3 secondes ! Le temps d’une secousse sismique. Et c’est en effet un véritable tremblement de la planète basket qui secoue en ce 9 septembre 1972 le « Basketball hall » de Munich. Pour la première fois de l’histoire des Jeux Olympiques, les USA perdent un match de basket. Et quel match… la finale ! Une finale dantesque achevée dans le chaos qui voit triompher l’URSS de Sergueï Belov. A partir de ce jour, plus rien ne sera comme avant. Les Etats-Unis ne sont plus seuls.

9 septembre 1972. J’ai 13 ans. Pour rien au monde j’irais échanger un 33 tour des Doors ou de Donny Hattaway contre une galette vinyle de Vladimir Vyssotsky, un Levi’s râpé à boutons contre un col roulé caca d’oie qui gratte le cou, une séance de « Little Big Man » contre une de « Toi et moi », la chaleur d’un campus qui fout le bordel contre la froideur d’une Place Rouge qui courbe l’échine… Les articles de Jean-Jacques Malleval dans l’Equipe Basket sont mes évangiles. L’Amérique pop et cool, c’est mon fantasme d’ado. Alors forcément je suis pour les « Blancs » et contre les « Rouges ». Le résultat me dévastera.

TROISIÈME ROUND

9 septembre. Le Basketball Hall, (6500 places), est sold out. Ses majestés, Constantin de Grèce, le Grand-Duc du Luxembourg et leurs épouses n’ont pu trouver de places. On les imagine mal négocier des tickets au marché noir qui s’échangent à plus de 100 francs, (énorme pour l’époque), sur un trottoir de la Siegenburgerstrasse. Hors de l’enceinte, au delà de l’Atlantique, au delà du Mur, on se défie du regard. Le match Est-Ouest en est à la troisième confrontation de l’été. La première a vu l’Américain Fisher renverser le maître soviétique Spassky au bout de 21 parties d’échecs acharnées qui ont tenu la planète en haleine de la mi-juin à fin juillet. Les Rouges ont pris leur revanche une semaine seulement avant la finale de Munich. Leurs hockeyeurs ont fait mordre la glace aux stars canadiennes estampillées NHL. Une humiliation pour toute l’Amérique du Nord. Aujourd’hui, au cœur d’une Allemagne déchirée par le rideau de fer, c’est la belle. Le troisième round décisif du combat Cold War League. Deux arbitres, Renato Righetto, un Brésilien, (Ouest), et Artenik Arabadjan, un Bulgare, (Est). Entre-deux !

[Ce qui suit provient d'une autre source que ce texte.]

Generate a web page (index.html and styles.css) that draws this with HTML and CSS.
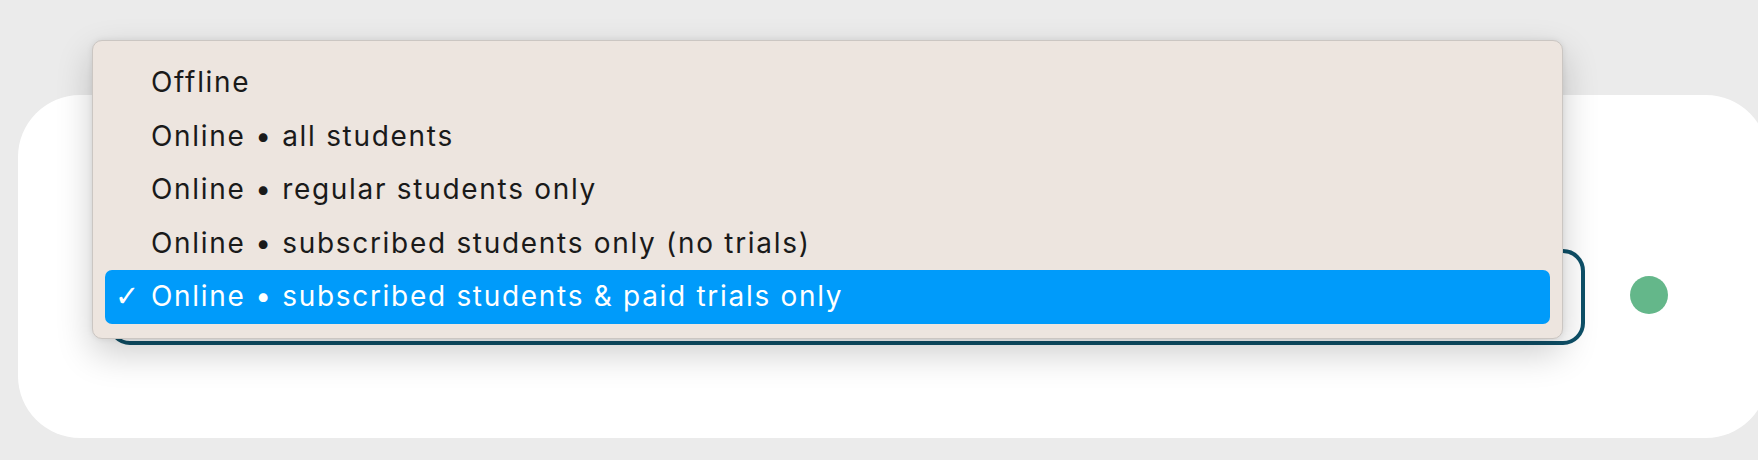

« Les Soviétiques ont joué près de 400 matchs ensembles. Nous, nous avions 12 matchs de préparation. » – John Bach, assistant coach des USA

D. Collins JO 72

Doug Collins s’élève au dessus d’Alexandre Belov.

VINGT MINUTES D’ENNUI

La première mi-temps est une purge. Mais une purge maîtrisée par les Soviétiques qui acceptent le jeu proposé par Iba. Après tout, ce sont eux qui ont été les chantres de cette tactique du jeu posé au service d’intérieurs dominants. Les défenses prennent le pas, les intérieurs se neutralisent, mais les Rouges disposent d’un atout que la logique aurait plutôt aligné dans le roster des Blancs. Un swingman capable de faire la différence à la périphérie et de prendre le jeu à son compte si nécessaire. Devant ses téléviseurs l’Amérique horrifiée découvre que le meilleur sur le terrain est dans l’équipe d’en face et porte le nom de Sergueï Belov. L’écart monte à 10 points, 19/9, avant de se réduire à 3 au coup de sifflet qui marque la fin de la mi-temps. 24/21 pour les Russes. Les Américains peuvent considérer que c’est un moindre mal.

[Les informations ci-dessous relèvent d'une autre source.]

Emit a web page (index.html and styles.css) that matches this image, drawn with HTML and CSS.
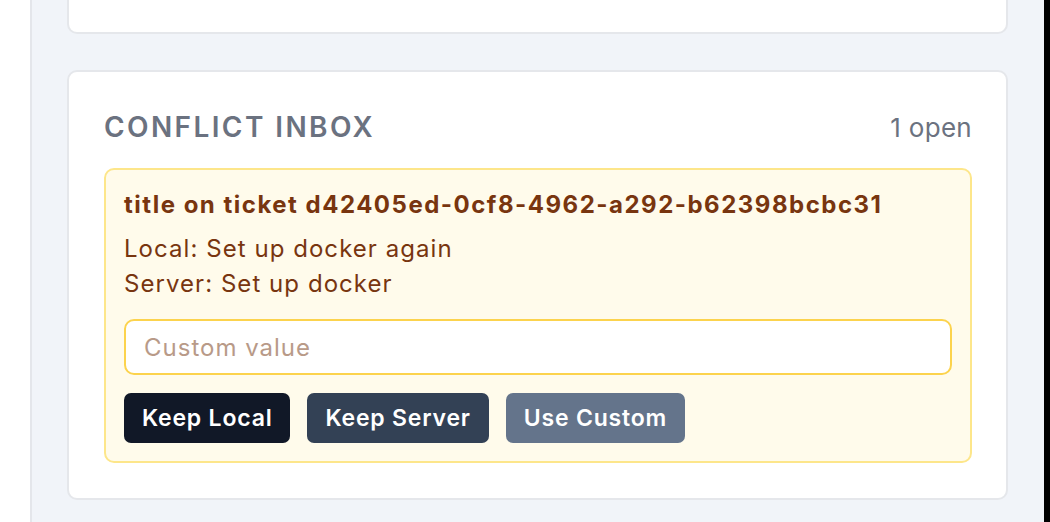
FILE: index.html
```html
<!DOCTYPE html>
<html lang="en">
<head>
<meta charset="utf-8">
<title>Conflict Inbox</title>
<link rel="stylesheet" href="styles.css">
</head>
<body>
  <div class="layout">
    <aside class="sidebar"></aside>
    <main class="main">
      <section class="card card-cut"></section>
      <section class="card inbox">
        <header class="inbox-head">
          <h2 class="inbox-title">CONFLICT INBOX</h2>
          <span class="inbox-count">1 open</span>
        </header>
        <div class="conflict">
          <div class="conflict-title">title on ticket d42405ed-0cf8-4962-a292-b62398bcbc31</div>
          <div class="conflict-values">
            <div>Local: Set up docker again</div>
            <div>Server: Set up docker</div>
          </div>
          <input class="custom-input" type="text" placeholder="Custom value">
          <div class="actions">
            <button class="btn btn-local">Keep Local</button>
            <button class="btn btn-server">Keep Server</button>
            <button class="btn btn-custom">Use Custom</button>
          </div>
        </div>
      </section>
    </main>
    <div class="edge"></div>
  </div>
</body>
</html>
```
FILE: styles.css
```css
* { box-sizing: border-box; }
html, body {
  margin: 0;
  padding: 0;
  height: 100%;
  overflow: hidden;
}
body {
  font-family: Inter, "Noto Sans", "DejaVu Sans", sans-serif;
  background: #ffffff;
}
.layout {
  display: flex;
  height: 522px;
}
.sidebar {
  width: 32px;
  flex: none;
  background: #ffffff;
  border-right: 2px solid #e4e6eb;
}
.main {
  flex: 1;
  background: #f1f4f9;
  padding: 0 36px 0 35px;
  display: flex;
  flex-direction: column;
}
.edge {
  width: 6px;
  flex: none;
  background: #000000;
}
.card {
  background: #ffffff;
  border: 2px solid #e5e7eb;
  border-radius: 10px;
}
.card-cut {
  height: 34px;
  border-top: none;
  border-top-left-radius: 0;
  border-top-right-radius: 0;
}
.inbox {
  margin-top: 36px;
  padding: 38px 34px 35px 35px;
}
.inbox-head {
  display: flex;
  justify-content: space-between;
  align-items: baseline;
  height: 34px;
  margin-bottom: 24px;
}
.inbox-title {
  margin: 0;
  font-size: 28px;
  line-height: 34px;
  font-weight: 600;
  letter-spacing: 2.4px;
  color: #6b7280;
}
.inbox-count {
  font-size: 26px;
  line-height: 34px;
  letter-spacing: 0.3px;
  color: #6b7280;
}
.conflict {
  background: #fffbeb;
  border: 2px solid #fde68a;
  border-radius: 10px;
  padding: 19px 18px 18px;
  color: #78350f;
}
.conflict-title {
  font-size: 24px;
  line-height: 32px;
  font-weight: 700;
  letter-spacing: 1.5px;
}
.conflict-values {
  margin-top: 10px;
  font-size: 24px;
  line-height: 35px;
  letter-spacing: 1.05px;
}
.custom-input {
  display: block;
  width: 100%;
  height: 56px;
  margin-top: 18px;
  padding: 0 18px;
  border: 2px solid #fcd34d;
  border-radius: 10px;
  background: #ffffff;
  font-family: inherit;
  font-size: 24px;
  letter-spacing: 1px;
  color: #78350f;
  outline: none;
}
.custom-input::placeholder {
  color: #b89a88;
}
.actions {
  display: flex;
  gap: 17px;
  margin-top: 18px;
}
.btn {
  height: 50px;
  padding: 0 18px;
  border: none;
  border-radius: 7px;
  font-family: inherit;
  font-size: 23px;
  font-weight: 600;
  letter-spacing: 0.8px;
  color: #ffffff;
}
.btn-local { background: #111827; }
.btn-server { background: #334155; }
.btn-custom { background: #64748b; }
```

« L’Amérique a été offensée. Elle ne veut pas perdre en quoi que ce soit, notamment au basket-ball. » – Ivan Edeshko

DOUZE MINUTES DE TENSION

La seconde mi-temps démarre sur ce même faux rythme. Les Soviétiques se créent un nouveau petit matelas de 7 points, mais il peut paraître insurmontable tant le score est famélique, 34/27. Même pas un petit point par minute pour les USA, la honte monte aux visages de ses supporters. Puis le match s’anime enfin à la 28e minute. Un accrochage entre Korkya et Dwight Jones fait monter la tension d’un cran. Les deux garçons sont expulsés après avoir échangé quelques coups poings qui n’ont frappé que l’air du Basketball Hall. Sur l’entre-deux qui suit, Brewer se prend le coude d’Alexandre Belov sur la tête. Sonné, il s’écroule sur le parquet, avant de se relever à moitié groggy.

L’incident semble d’abord profiter aux Russes qui refont un break de 10 points. Mais Ratleff, Brewer et Bantom ramènent les leurs à 4 petits points. Les boys mettent enfin du rythme, de la vitesse, du jump… Presse tout terrain à 44/38, le musculeux Kevin Joyce fait fi des consignes frustrantes du coach et se prend pour Tazz, le diable de Tasmanie des Loney Tunes. Un drive dans la peinture et un shoot longue distance en première intention et voilà les blancs à moins deux. L’empire soviétique tangue mais résiste sur la ligne des lancers francs où l’envoie l’agressivité défensive de son adversaire. (Et les coups de sifflet suspects de M. Arabadjan diront certains). Kevin Joyce, encore lui, puis Doug Collins… 48/46. Sur le rebond qui suit le floater manqué de Collins, Bantom écope d’une faute.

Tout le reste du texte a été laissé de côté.